Forum Moderators: open
"GET /widgets/bue_widgets/index.html%3E HTTP/1.0" 301 257
"GET /widgets/%3E HTTP/1.0" 301 234 Both were redirected to the correct files. These files are already indexed. Shouldn't the crawlers be smart enough to discard the ">". I sometimes write URL like this <http://www.domain.com/widgets/> in emails or newsgroup postings and I never considered this a problem.
Did anyone else notice this?
Googlebot visited on 04/Aug/2002 and caused the following two entries in my logs:
"GET /widgets/bue_widgets/index.html%3E HTTP/1.0" 301 257
"GET /widgets/%3E HTTP/1.0" 301 234
"%3E" translates to the greater than sign ">" (ASCII char 62). afaik, this is not a valid character in an URL. Why is Googlebot trying to access something that obviously can't exist?
Hold up, there. 'illegal character in a URL', 'illegal character in a file system', and "can't exist" are three different concepts:
1) There might actually be a filesystem that allows ">" in file names, although that would be silly. None the less, a URL containing ">" could exist somewhere.
2) Good search engine robots do their best to convert URL-illegal characters to legal ones, because engines don't want to throw out pages for trivial mistakes. Remember, "~" isn't even URL-legal, and it's been used in millions of URLs.
3) "%3E" is URL-legal, and any URL using it is technically fine. That's why there's a conversion scheme in the URL spec: So illegal URLs can be made legal.
I sometimes write URL like this <http://www.domain.com/widgets/> in emails or newsgroup postings and I never considered this a problem.

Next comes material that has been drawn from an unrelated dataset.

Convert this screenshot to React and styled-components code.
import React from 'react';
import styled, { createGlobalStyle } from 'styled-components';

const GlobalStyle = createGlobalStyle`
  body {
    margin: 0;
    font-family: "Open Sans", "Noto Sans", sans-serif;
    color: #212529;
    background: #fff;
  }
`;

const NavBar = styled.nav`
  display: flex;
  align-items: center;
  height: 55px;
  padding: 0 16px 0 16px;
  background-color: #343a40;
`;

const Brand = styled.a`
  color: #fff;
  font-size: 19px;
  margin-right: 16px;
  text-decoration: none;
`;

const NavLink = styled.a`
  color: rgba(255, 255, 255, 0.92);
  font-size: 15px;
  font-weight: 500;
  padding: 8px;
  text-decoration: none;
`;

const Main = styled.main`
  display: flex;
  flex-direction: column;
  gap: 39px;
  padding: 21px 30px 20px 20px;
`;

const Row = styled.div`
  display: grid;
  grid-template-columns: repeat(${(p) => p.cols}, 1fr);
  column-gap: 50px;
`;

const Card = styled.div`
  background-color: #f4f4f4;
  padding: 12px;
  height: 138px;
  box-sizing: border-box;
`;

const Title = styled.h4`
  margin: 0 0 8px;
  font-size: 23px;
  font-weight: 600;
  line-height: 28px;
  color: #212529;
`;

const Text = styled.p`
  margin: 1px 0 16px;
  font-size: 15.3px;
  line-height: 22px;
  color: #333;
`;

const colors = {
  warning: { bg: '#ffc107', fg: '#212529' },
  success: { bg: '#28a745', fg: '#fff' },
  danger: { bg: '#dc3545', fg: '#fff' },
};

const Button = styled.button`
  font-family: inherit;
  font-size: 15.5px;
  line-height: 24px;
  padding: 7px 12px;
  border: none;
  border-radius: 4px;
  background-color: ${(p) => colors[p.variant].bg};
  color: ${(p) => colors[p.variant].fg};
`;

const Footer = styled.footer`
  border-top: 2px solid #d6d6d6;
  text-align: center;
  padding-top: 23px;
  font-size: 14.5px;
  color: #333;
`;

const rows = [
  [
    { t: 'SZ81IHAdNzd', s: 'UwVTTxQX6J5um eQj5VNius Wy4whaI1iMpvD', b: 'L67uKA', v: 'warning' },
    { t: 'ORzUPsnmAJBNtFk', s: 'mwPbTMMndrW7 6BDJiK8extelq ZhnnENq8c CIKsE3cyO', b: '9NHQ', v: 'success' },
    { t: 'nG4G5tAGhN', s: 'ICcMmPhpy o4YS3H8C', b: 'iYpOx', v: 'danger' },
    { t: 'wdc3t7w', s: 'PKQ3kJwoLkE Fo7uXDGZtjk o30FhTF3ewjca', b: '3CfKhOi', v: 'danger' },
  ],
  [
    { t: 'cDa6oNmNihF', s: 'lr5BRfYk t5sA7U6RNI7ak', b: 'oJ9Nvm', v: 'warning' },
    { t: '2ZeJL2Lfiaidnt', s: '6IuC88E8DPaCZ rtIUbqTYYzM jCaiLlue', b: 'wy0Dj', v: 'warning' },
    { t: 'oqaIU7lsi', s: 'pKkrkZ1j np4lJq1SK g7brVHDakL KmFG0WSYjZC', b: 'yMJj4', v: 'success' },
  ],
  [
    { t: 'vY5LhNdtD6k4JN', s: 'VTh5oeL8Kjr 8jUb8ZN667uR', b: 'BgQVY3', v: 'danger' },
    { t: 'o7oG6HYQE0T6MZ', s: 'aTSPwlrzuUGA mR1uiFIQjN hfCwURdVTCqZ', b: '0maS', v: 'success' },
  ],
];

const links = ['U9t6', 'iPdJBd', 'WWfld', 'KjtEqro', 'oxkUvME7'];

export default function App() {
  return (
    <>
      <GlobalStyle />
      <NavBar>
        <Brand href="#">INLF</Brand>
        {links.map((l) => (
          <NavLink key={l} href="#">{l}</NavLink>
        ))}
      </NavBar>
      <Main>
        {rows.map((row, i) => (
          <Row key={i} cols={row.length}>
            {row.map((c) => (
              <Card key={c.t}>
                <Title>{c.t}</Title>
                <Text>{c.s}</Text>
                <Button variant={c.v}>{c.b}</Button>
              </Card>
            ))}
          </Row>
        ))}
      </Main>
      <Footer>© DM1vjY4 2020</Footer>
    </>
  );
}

I doubt Googlebot is grabbing those bad URLs from newsgroup postings. It's probably getting them from somebody who's screwed up a hyperlink to you somewhere on the Web by cutting-and-pasting from a newsgroup or e-mail message. If that's the case, Googlebot did the right thing here, and converted the URL according to spec.

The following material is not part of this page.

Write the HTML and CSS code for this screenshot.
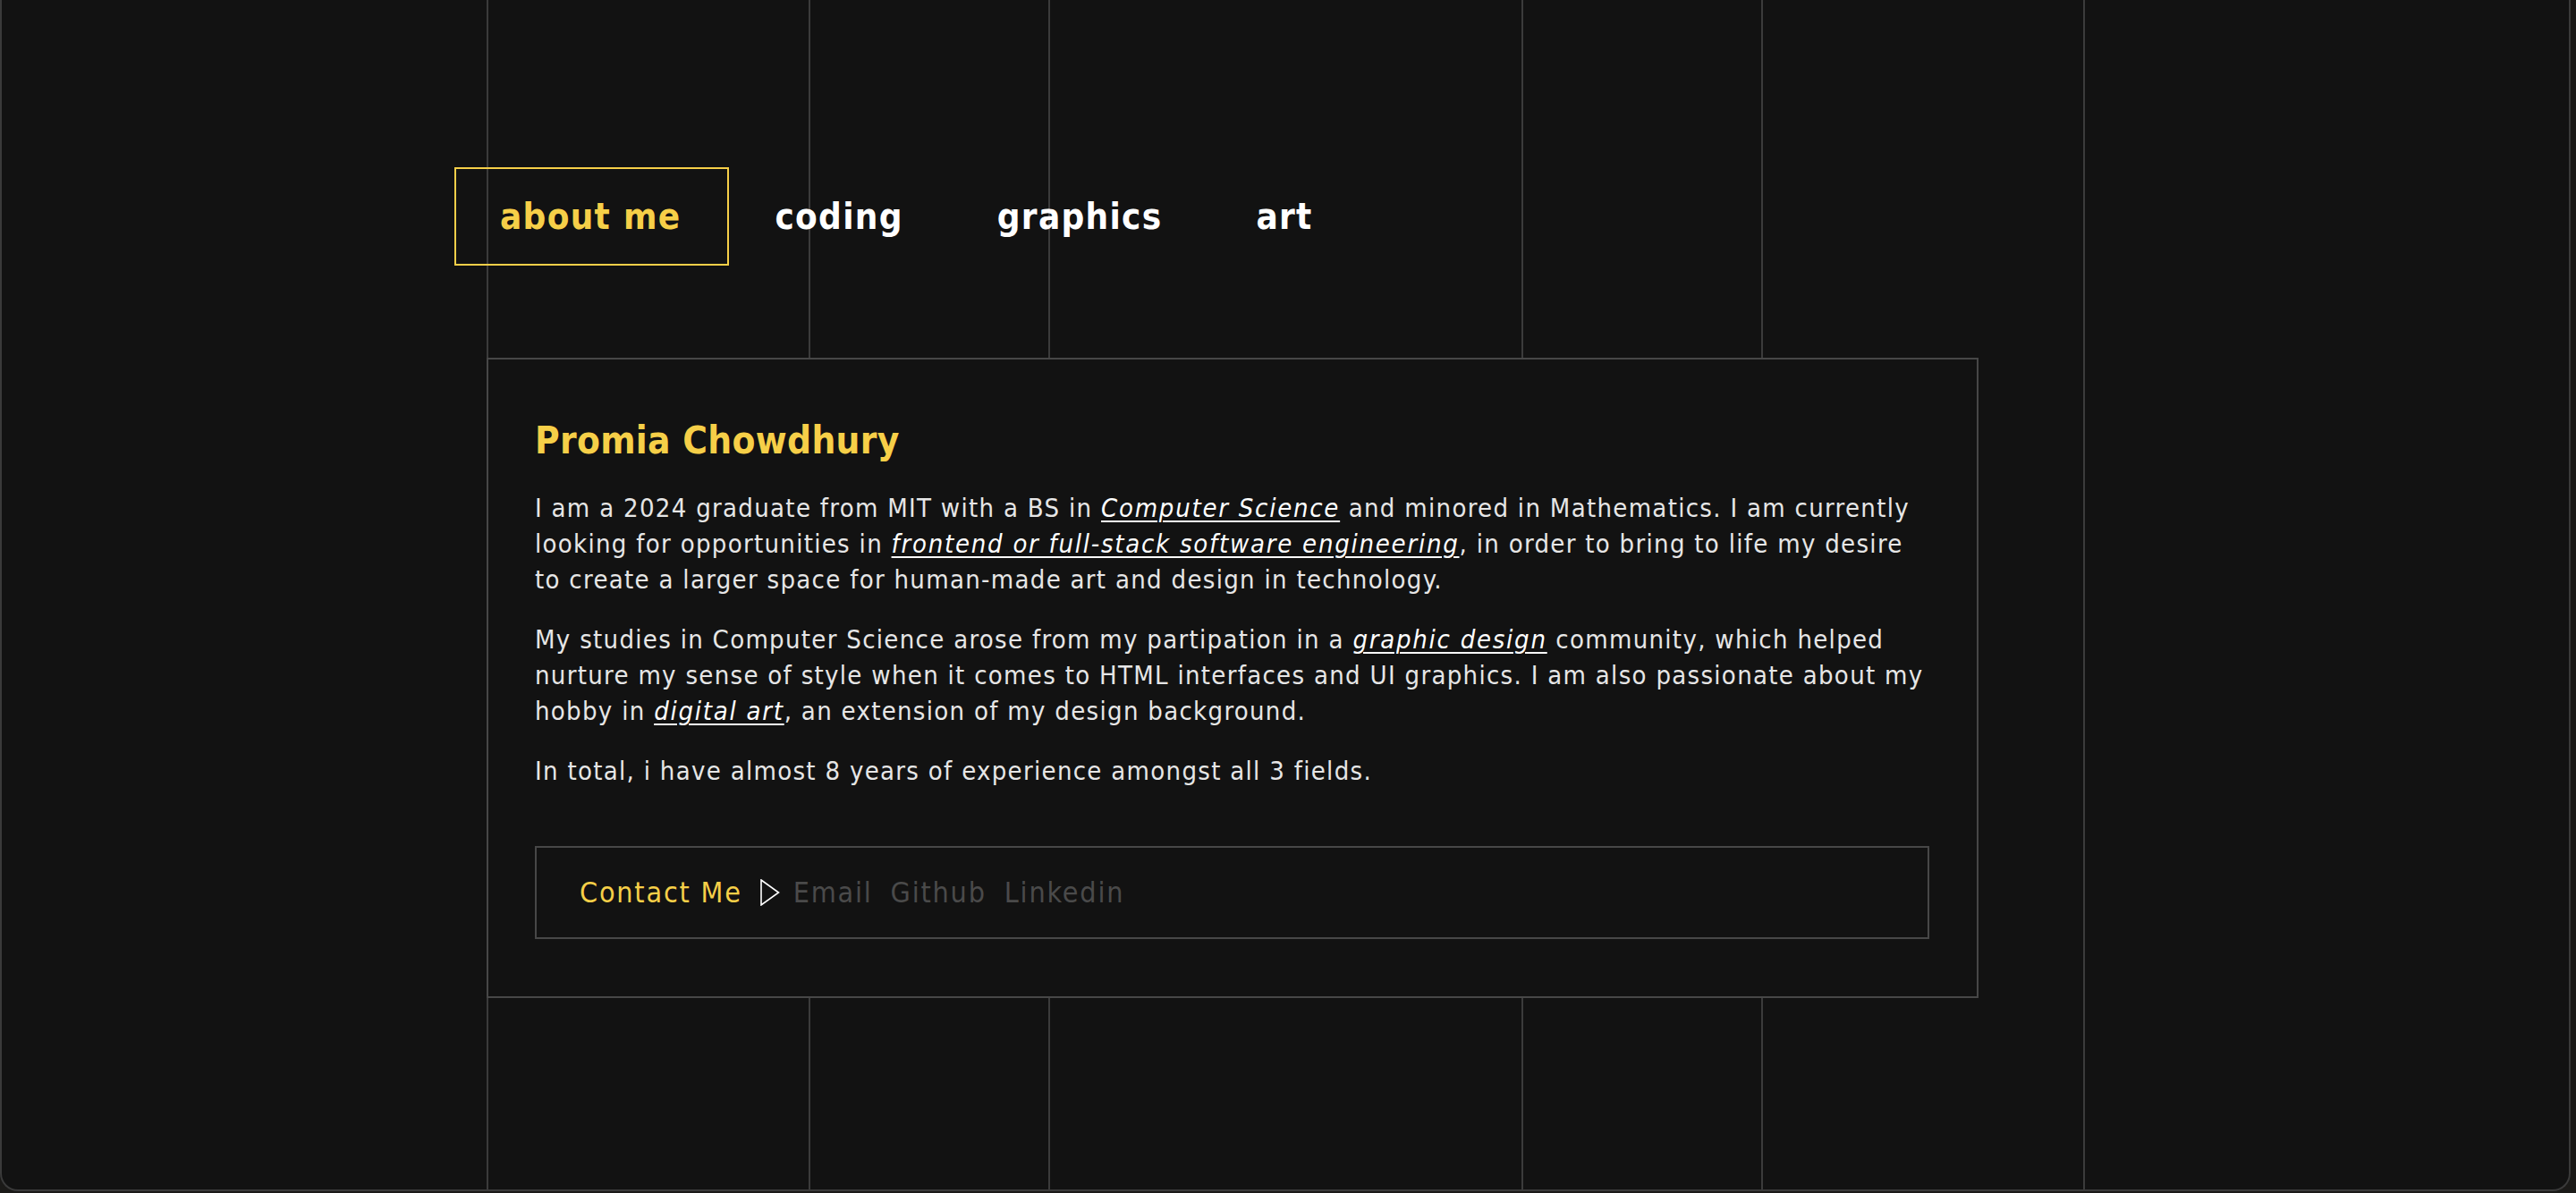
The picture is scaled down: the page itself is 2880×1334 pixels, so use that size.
FILE: index.html
```html
<!DOCTYPE html>
<html lang="en">
<head>
<meta charset="utf-8">
<title>Promia Chowdhury</title>
<link rel="stylesheet" href="styles.css">
</head>
<body>
<div class="window">
  <nav class="nav">
    <a class="nav-item active" href="#">about me</a>
    <a class="nav-item" href="#">coding</a>
    <a class="nav-item" href="#">graphics</a>
    <a class="nav-item" href="#">art</a>
  </nav>
  <main class="card">
    <h1 class="name">Promia Chowdhury</h1>
    <p class="text">I am a 2024 graduate from MIT with a BS in <a class="link" href="#">Computer Science</a> and minored in Mathematics. I am currently looking for opportunities in <a class="link" href="#">frontend or full-stack software engineering</a>, in order to bring to life my desire to create a larger space for human-made art and design in technology.</p>
    <p class="text">My studies in Computer Science arose from my partipation in a <a class="link" href="#">graphic design</a> community, which helped nurture my sense of style when it comes to HTML interfaces and UI graphics. I am also passionate about my hobby in <a class="link" href="#">digital art</a>, an extension of my design background.</p>
    <p class="text">In total, i have almost 8 years of experience amongst all 3 fields.</p>
    <div class="contact">
      <span class="contact-label">Contact Me</span>
      <svg class="arrow" width="22" height="30" viewBox="0 0 22 30"><path d="M1 1 L20.5 15 L1 29 Z" fill="none" stroke="#ffffff" stroke-width="1.6" stroke-linejoin="miter"/></svg>
      <a class="contact-link" href="#">Email</a>
      <a class="contact-link" href="#">Github</a>
      <a class="contact-link" href="#">Linkedin</a>
    </div>
  </main>
</div>
</body>
</html>
```

FILE: styles.css
```css
html, body {
  margin: 0;
  padding: 0;
}

body {
  background: #1b1a18;
  width: 2880px;
  height: 1334px;
  overflow: hidden;
  font-family: "DejaVu Sans Condensed", "DejaVu Sans", sans-serif;
  font-stretch: condensed;
}

.window {
  box-sizing: border-box;
  width: 2874px;
  height: 1332px;
  border: 2px solid #3a3a3a;
  border-top: none;
  border-radius: 0 0 20px 20px;
  background-color: #121212;
  background-image:
    linear-gradient(#3b3b3b, #3b3b3b),
    linear-gradient(#3b3b3b, #3b3b3b),
    linear-gradient(#3b3b3b, #3b3b3b),
    linear-gradient(#3b3b3b, #3b3b3b),
    linear-gradient(#3b3b3b, #3b3b3b),
    linear-gradient(#3b3b3b, #3b3b3b);
  background-size: 2px 100%;
  background-repeat: no-repeat;
  background-position: 542px 0, 902px 0, 1170px 0, 1699px 0, 1967px 0, 2327px 0;
  padding: 187px 0 0 506px;
}

.nav {
  display: flex;
  height: 110px;
}

.nav-item {
  box-sizing: border-box;
  height: 110px;
  display: flex;
  align-items: center;
  padding: 0 52px 0 49px;
  border: 2px solid transparent;
  color: #ffffff;
  text-decoration: none;
  font-weight: bold;
  font-size: 40px;
  letter-spacing: 1.3px;
}

.nav-item.active {
  color: #f6cf48;
  border-color: #f6cf48;
}

.card {
  box-sizing: border-box;
  display: block;
  width: 1668px;
  margin: 103px 0 0 36px;
  border: 2px solid #474747;
  background: #121212;
  padding: 66px 53px 64px 52px;
}

.name {
  margin: 0;
  font-size: 42px;
  line-height: 50px;
  font-weight: bold;
  color: #f6cf48;
  letter-spacing: 0.3px;
}

.text {
  margin: 27px 0 0;
  font-size: 29px;
  line-height: 40px;
  color: #e6e6e6;
  letter-spacing: 1.3px;
}

.name + .text {
  margin-top: 30px;
}

.link {
  color: #ffffff;
  font-style: italic;
  letter-spacing: 1.75px;
  text-decoration: underline;
  text-underline-offset: 4px;
  text-decoration-thickness: 2px;
}

.contact {
  box-sizing: border-box;
  height: 104px;
  margin-top: 64px;
  border: 2px solid #474747;
  display: flex;
  align-items: center;
  padding: 0 0 0 48px;
  font-size: 32px;
  letter-spacing: 1.8px;
}

.contact-label {
  color: #f6cf48;
}

.arrow {
  margin: 0 15px 0 20px;
  flex: none;
}

.contact-link {
  color: #4a4a4a;
  text-decoration: none;
  margin-right: 20px;
}
```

To the best of my knowledge you need a space between the stop and your url if you want to end it without a seperate </> command
like <a href=blah.com/ />
or <p />
I read that here [w3schools.com...]
yes, the page does refer to xhtml, but xhtml is a super strict version of html. same rules apply though
(below is pure speculation)
Googlebot see it as part of your unclosed <a tag
best bet would be an <a href="gggggg/"></a>
second best would be <a href="gggggggg/" />
Though I see no point in a <a> tag that does not "turn something on"
like <a href="ggggg/">Text<a/>
<<a href="http://www.domain.com/widgets/index.html>">
http*//www.domain.com/widgets/index.html></a>; The BB software splitted the > and put > inside the anchor and the semi-colon after it. Oh well, ...
Thanks for your comments and my appologies to Googlebot [googlebot.com].
PS: http*// stands for http://